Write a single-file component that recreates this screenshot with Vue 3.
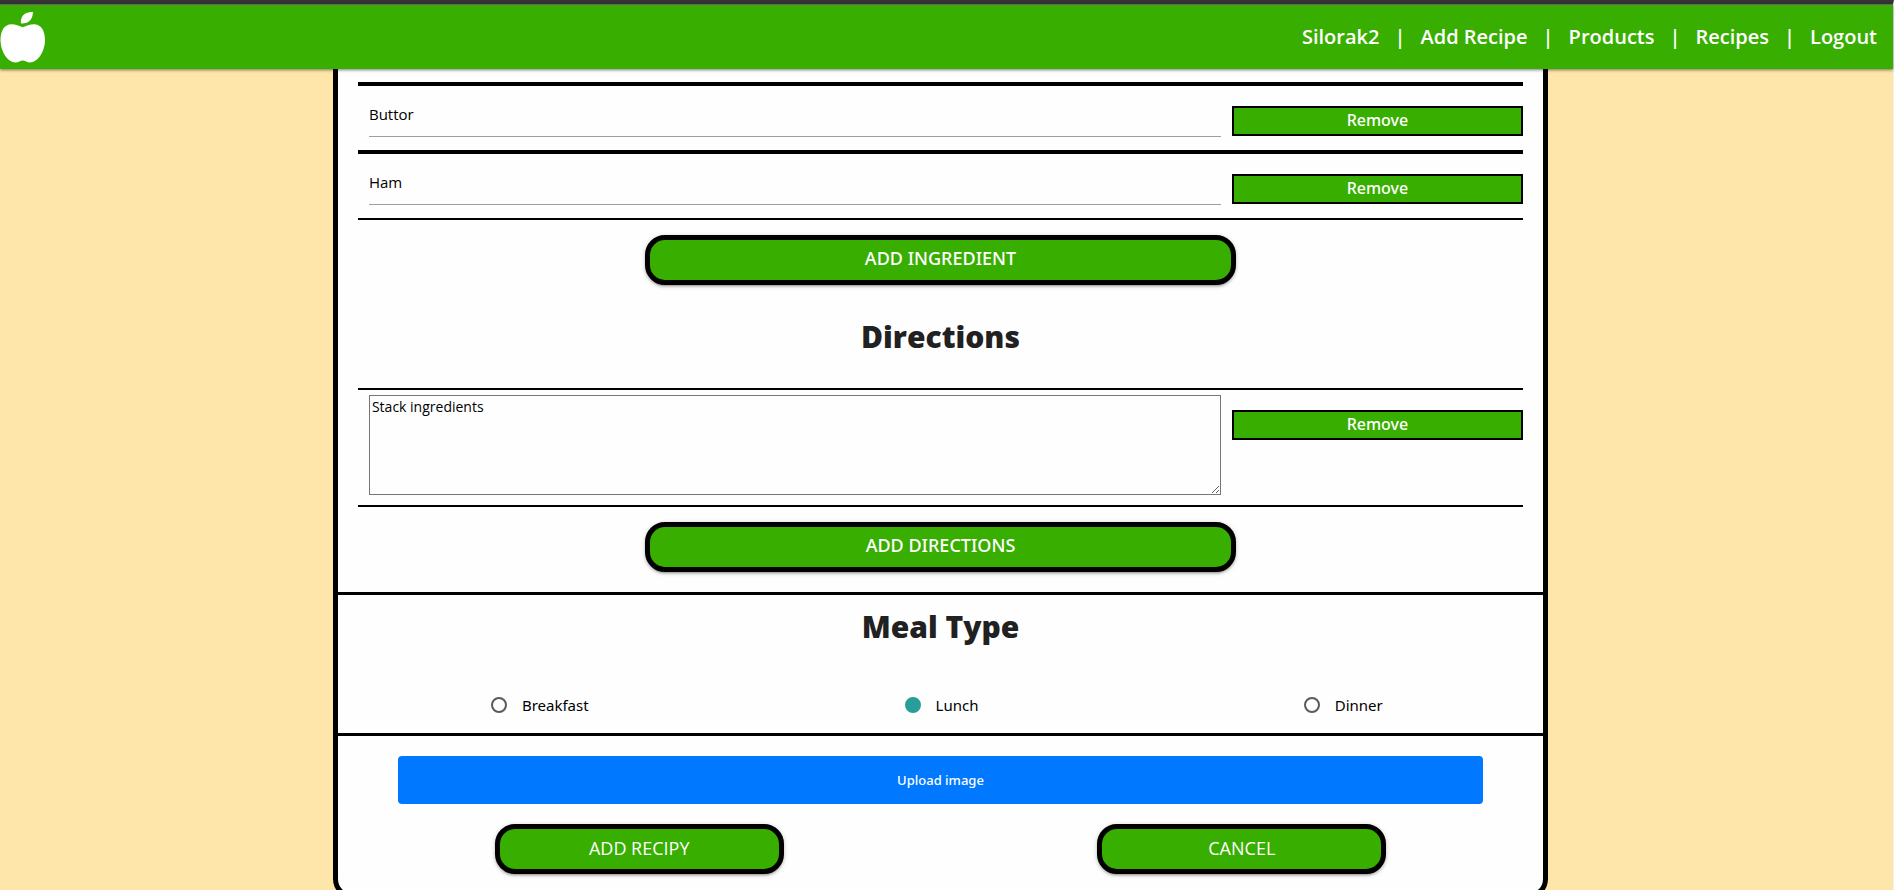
<script setup>
import { ref } from 'vue'

const navLinks = ['Silorak2', 'Add Recipe', 'Products', 'Recipes', 'Logout']
const ingredients = ref(['Buttor', 'Ham'])
const directions = ref(['Stack ingredients'])
const mealTypes = ['Breakfast', 'Lunch', 'Dinner']
const mealType = ref('Lunch')
</script>

<template>
  <div class="page">
    <header class="navbar">
      <a href="#" class="logo" aria-label="Home">
        <svg viewBox="0 0 45 51" width="45" height="51" fill="#fff" aria-hidden="true">
          <path d="M21 11.5C20.500 7 22 3 26 1.200C28 0.300 30.500 0 33 0C32.800 3 32.300 5.500 30.500 8C28.300 10.800 24.500 11.800 21 11.500Z" />
          <path d="M22.700 15.200C26 14 30 12.200 34 12.200C41 12.200 45 18.500 45 28C45 39 38 50.500 30 50.500C27 50.500 25 48.500 22.700 48.500C20.400 48.500 18.500 50.500 15.500 50.500C7.500 50.500 0.500 39 0.500 28C0.500 18.500 4.500 12.200 11.500 12.200C15.500 12.200 19.500 14 22.700 15.200Z" />
        </svg>
      </a>
      <nav class="links">
        <template v-for="(link, i) in navLinks" :key="link">
          <span v-if="i" class="divider">|</span>
          <a href="#">{{ link }}</a>
        </template>
      </nav>
    </header>

    <div class="content">
      <main class="card">
        <section class="block">
          <div v-for="(item, i) in ingredients" :key="i" class="row ingredient">
            <div class="field">
              <input v-model="ingredients[i]" type="text" :aria-label="`Ingredient ${i + 1}`" />
            </div>
            <button type="button" class="remove">Remove</button>
          </div>
          <div class="action-row">
            <button type="button" class="pill wide">ADD INGREDIENT</button>
          </div>
        </section>

        <section class="block">
          <h2 class="directions-title">Directions</h2>
          <div v-for="(item, i) in directions" :key="i" class="row direction">
            <div class="field">
              <textarea v-model="directions[i]" :aria-label="`Direction ${i + 1}`"></textarea>
            </div>
            <button type="button" class="remove">Remove</button>
          </div>
          <div class="action-row">
            <button type="button" class="pill wide">ADD DIRECTIONS</button>
          </div>
        </section>

        <section class="meal">
          <h2>Meal Type</h2>
          <div class="options">
            <label v-for="type in mealTypes" :key="type">
              <input v-model="mealType" type="radio" name="meal" :value="type" />
              <span>{{ type }}</span>
            </label>
          </div>
        </section>

        <section class="footer">
          <button type="button" class="upload">Upload image</button>
          <div class="submit-row">
            <button type="submit" class="pill">ADD RECIPY</button>
            <button type="button" class="pill">CANCEL</button>
          </div>
        </section>
      </main>
    </div>
  </div>
</template>

<style>
body {
  background: #fee6aa;
  overflow: hidden;
}
</style>

<style scoped>
* {
  box-sizing: border-box;
}

.page {
  min-height: 100vh;
  border-top: 4px solid #363434;
  border-right: 1px solid #efefef;
  font-family: "Open Sans", "Noto Sans", sans-serif;
  color: #000;
}

.navbar {
  position: relative;
  display: flex;
  align-items: center;
  justify-content: space-between;
  height: 65px;
  padding-right: 16px;
  background: #38ae00;
  box-shadow: inset 0 1px #666, 0 1px 3px rgba(0, 0, 0, 0.5);
}

.logo {
  display: flex;
  padding-top: 2px;
}

.links {
  display: flex;
  gap: 15px;
  font-size: 20px;
  font-weight: 600;
  line-height: 28px;
  color: #fff;
}

.links a {
  color: inherit;
  text-decoration: none;
}

.content {
  padding-right: 12px;
}

.card {
  width: 64.6%;
  margin: 0 auto;
  background: #fefefe;
  border: 5px solid #000;
  border-top: 0;
  border-radius: 0 0 20px 20px;
}

.block {
  padding: 0 20px;
}

.block:first-child {
  padding-top: 13px;
}

.row {
  display: grid;
  grid-template-columns: 3fr 1fr;
  align-items: start;
}

.ingredient {
  height: 68px;
  border-top: 4px solid #000;
}

.field {
  display: flex;
  padding: 0 11px;
}

.field input {
  width: 100%;
  height: 51px;
  padding: 6px 0 0;
  border: 0;
  border-bottom: 1px solid #9e9e9e;
  background: transparent;
  font: 15px/20px "Open Sans", "Noto Sans", sans-serif;
  color: #000;
}

.remove {
  height: 30px;
  margin-top: 20px;
  padding: 0 0 2px;
  border: 2px solid #000;
  background: #38ae00;
  font: 500 16px/20px "Noto Sans", "Open Sans", sans-serif;
  color: #fff;
}

.action-row {
  display: flex;
  justify-content: center;
  padding: 15px 0 20px;
  border-top: 2px solid #000;
}

.pill {
  width: 48%;
  height: 50px;
  padding: 0 0 2px;
  border: 5px solid #000;
  border-radius: 20px;
  background: #38ae00;
  box-shadow: 0 2px 2px rgba(0, 0, 0, 0.14), 0 3px 1px -2px rgba(0, 0, 0, 0.12), 0 1px 5px rgba(0, 0, 0, 0.2);
  font: 18px/28px "Open Sans", "Noto Sans", sans-serif;
  color: #fff;
}

.pill.wide {
  width: 50.7%;
  padding-bottom: 4px;
  font: 500 18px/28px "Noto Sans", "Open Sans", sans-serif;
}

h2 {
  margin: 0;
  font-size: 30px;
  font-weight: 800;
  line-height: 40px;
  text-align: center;
  color: #212121;
}

.directions-title {
  padding: 12px 0 31px;
}

.direction {
  height: 117px;
  border-top: 2px solid #000;
}

.direction .field {
  padding-top: 5px;
}

.field textarea {
  width: 100%;
  height: 100px;
  padding: 2px;
  border: 1px solid #767676;
  background: transparent;
  font: 14px/18px "Open Sans", "Noto Sans", sans-serif;
  color: #000;
  resize: both;
}

.meal {
  padding-top: 12px;
  border-top: 3px solid #000;
}

.options {
  display: grid;
  grid-template-columns: repeat(3, 1fr);
  padding: 48px 0 18px;
}

.options label {
  display: flex;
  align-items: center;
  justify-content: center;
  gap: 15px;
  padding-left: 2px;
  font: 15px/20px "Noto Sans", "Open Sans", sans-serif;
}

.options input {
  appearance: none;
  width: 16px;
  height: 16px;
  margin: 0;
  border: 2px solid #5a5a5a;
  border-radius: 50%;
}

.options input:checked {
  border-color: #289e98;
  background: #289e98;
}

.footer {
  padding: 20px 0;
  border-top: 3px solid #000;
}

.upload {
  display: block;
  width: 90%;
  height: 48px;
  margin: 0 auto;
  border: 0;
  border-radius: 4px;
  background: #0078ff;
  font: 500 13px/20px "Noto Sans", "Open Sans", sans-serif;
  color: #fff;
}

.submit-row {
  display: grid;
  grid-template-columns: 1fr 1fr;
  justify-items: center;
  padding-top: 20px;
}
</style>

§

**DIRECTIONS:** Set the listing down in full and exactly. Pictures within it should not appear in the copy.

**TASK RESPONSE:**
Write a single-file component that recreates this screenshot with Vue 3.
<script setup>
import { ref } from 'vue'

const navLinks = ['Silorak2', 'Add Recipe', 'Products', 'Recipes', 'Logout']
const ingredients = ref(['Buttor', 'Ham'])
const directions = ref(['Stack ingredients'])
const mealTypes = ['Breakfast', 'Lunch', 'Dinner']
const mealType = ref('Lunch')
</script>

<template>
  <div class="page">
    <header class="navbar">
      <a href="#" class="logo" aria-label="Home">
        <svg viewBox="0 0 45 51" width="45" height="51" fill="#fff" aria-hidden="true">
          <path d="M21 11.5C20.500 7 22 3 26 1.200C28 0.300 30.500 0 33 0C32.800 3 32.300 5.500 30.500 8C28.300 10.800 24.500 11.800 21 11.500Z" />
          <path d="M22.700 15.200C26 14 30 12.200 34 12.200C41 12.200 45 18.500 45 28C45 39 38 50.500 30 50.500C27 50.500 25 48.500 22.700 48.500C20.400 48.500 18.500 50.500 15.500 50.500C7.500 50.500 0.500 39 0.500 28C0.500 18.500 4.500 12.200 11.500 12.200C15.500 12.200 19.500 14 22.700 15.200Z" />
        </svg>
      </a>
      <nav class="links">
        <template v-for="(link, i) in navLinks" :key="link">
          <span v-if="i" class="divider">|</span>
          <a href="#">{{ link }}</a>
        </template>
      </nav>
    </header>

    <div class="content">
      <main class="card">
        <section class="block">
          <div v-for="(item, i) in ingredients" :key="i" class="row ingredient">
            <div class="field">
              <input v-model="ingredients[i]" type="text" :aria-label="`Ingredient ${i + 1}`" />
            </div>
            <button type="button" class="remove">Remove</button>
          </div>
          <div class="action-row">
            <button type="button" class="pill wide">ADD INGREDIENT</button>
          </div>
        </section>

        <section class="block">
          <h2 class="directions-title">Directions</h2>
          <div v-for="(item, i) in directions" :key="i" class="row direction">
            <div class="field">
              <textarea v-model="directions[i]" :aria-label="`Direction ${i + 1}`"></textarea>
            </div>
            <button type="button" class="remove">Remove</button>
          </div>
          <div class="action-row">
            <button type="button" class="pill wide">ADD DIRECTIONS</button>
          </div>
        </section>

        <section class="meal">
          <h2>Meal Type</h2>
          <div class="options">
            <label v-for="type in mealTypes" :key="type">
              <input v-model="mealType" type="radio" name="meal" :value="type" />
              <span>{{ type }}</span>
            </label>
          </div>
        </section>

        <section class="footer">
          <button type="button" class="upload">Upload image</button>
          <div class="submit-row">
            <button type="submit" class="pill">ADD RECIPY</button>
            <button type="button" class="pill">CANCEL</button>
          </div>
        </section>
      </main>
    </div>
  </div>
</template>

<style>
body {
  background: #fee6aa;
  overflow: hidden;
}
</style>

<style scoped>
* {
  box-sizing: border-box;
}

.page {
  min-height: 100vh;
  border-top: 4px solid #363434;
  border-right: 1px solid #efefef;
  font-family: "Open Sans", "Noto Sans", sans-serif;
  color: #000;
}

.navbar {
  position: relative;
  display: flex;
  align-items: center;
  justify-content: space-between;
  height: 65px;
  padding-right: 16px;
  background: #38ae00;
  box-shadow: inset 0 1px #666, 0 1px 3px rgba(0, 0, 0, 0.5);
}

.logo {
  display: flex;
  padding-top: 2px;
}

.links {
  display: flex;
  gap: 15px;
  font-size: 20px;
  font-weight: 600;
  line-height: 28px;
  color: #fff;
}

.links a {
  color: inherit;
  text-decoration: none;
}

.content {
  padding-right: 12px;
}

.card {
  width: 64.6%;
  margin: 0 auto;
  background: #fefefe;
  border: 5px solid #000;
  border-top: 0;
  border-radius: 0 0 20px 20px;
}

.block {
  padding: 0 20px;
}

.block:first-child {
  padding-top: 13px;
}

.row {
  display: grid;
  grid-template-columns: 3fr 1fr;
  align-items: start;
}

.ingredient {
  height: 68px;
  border-top: 4px solid #000;
}

.field {
  display: flex;
  padding: 0 11px;
}

.field input {
  width: 100%;
  height: 51px;
  padding: 6px 0 0;
  border: 0;
  border-bottom: 1px solid #9e9e9e;
  background: transparent;
  font: 15px/20px "Open Sans", "Noto Sans", sans-serif;
  color: #000;
}

.remove {
  height: 30px;
  margin-top: 20px;
  padding: 0 0 2px;
  border: 2px solid #000;
  background: #38ae00;
  font: 500 16px/20px "Noto Sans", "Open Sans", sans-serif;
  color: #fff;
}

.action-row {
  display: flex;
  justify-content: center;
  padding: 15px 0 20px;
  border-top: 2px solid #000;
}

.pill {
  width: 48%;
  height: 50px;
  padding: 0 0 2px;
  border: 5px solid #000;
  border-radius: 20px;
  background: #38ae00;
  box-shadow: 0 2px 2px rgba(0, 0, 0, 0.14), 0 3px 1px -2px rgba(0, 0, 0, 0.12), 0 1px 5px rgba(0, 0, 0, 0.2);
  font: 18px/28px "Open Sans", "Noto Sans", sans-serif;
  color: #fff;
}

.pill.wide {
  width: 50.7%;
  padding-bottom: 4px;
  font: 500 18px/28px "Noto Sans", "Open Sans", sans-serif;
}

h2 {
  margin: 0;
  font-size: 30px;
  font-weight: 800;
  line-height: 40px;
  text-align: center;
  color: #212121;
}

.directions-title {
  padding: 12px 0 31px;
}

.direction {
  height: 117px;
  border-top: 2px solid #000;
}

.direction .field {
  padding-top: 5px;
}

.field textarea {
  width: 100%;
  height: 100px;
  padding: 2px;
  border: 1px solid #767676;
  background: transparent;
  font: 14px/18px "Open Sans", "Noto Sans", sans-serif;
  color: #000;
  resize: both;
}

.meal {
  padding-top: 12px;
  border-top: 3px solid #000;
}

.options {
  display: grid;
  grid-template-columns: repeat(3, 1fr);
  padding: 48px 0 18px;
}

.options label {
  display: flex;
  align-items: center;
  justify-content: center;
  gap: 15px;
  padding-left: 2px;
  font: 15px/20px "Noto Sans", "Open Sans", sans-serif;
}

.options input {
  appearance: none;
  width: 16px;
  height: 16px;
  margin: 0;
  border: 2px solid #5a5a5a;
  border-radius: 50%;
}

.options input:checked {
  border-color: #289e98;
  background: #289e98;
}

.footer {
  padding: 20px 0;
  border-top: 3px solid #000;
}

.upload {
  display: block;
  width: 90%;
  height: 48px;
  margin: 0 auto;
  border: 0;
  border-radius: 4px;
  background: #0078ff;
  font: 500 13px/20px "Noto Sans", "Open Sans", sans-serif;
  color: #fff;
}

.submit-row {
  display: grid;
  grid-template-columns: 1fr 1fr;
  justify-items: center;
  padding-top: 20px;
}
</style>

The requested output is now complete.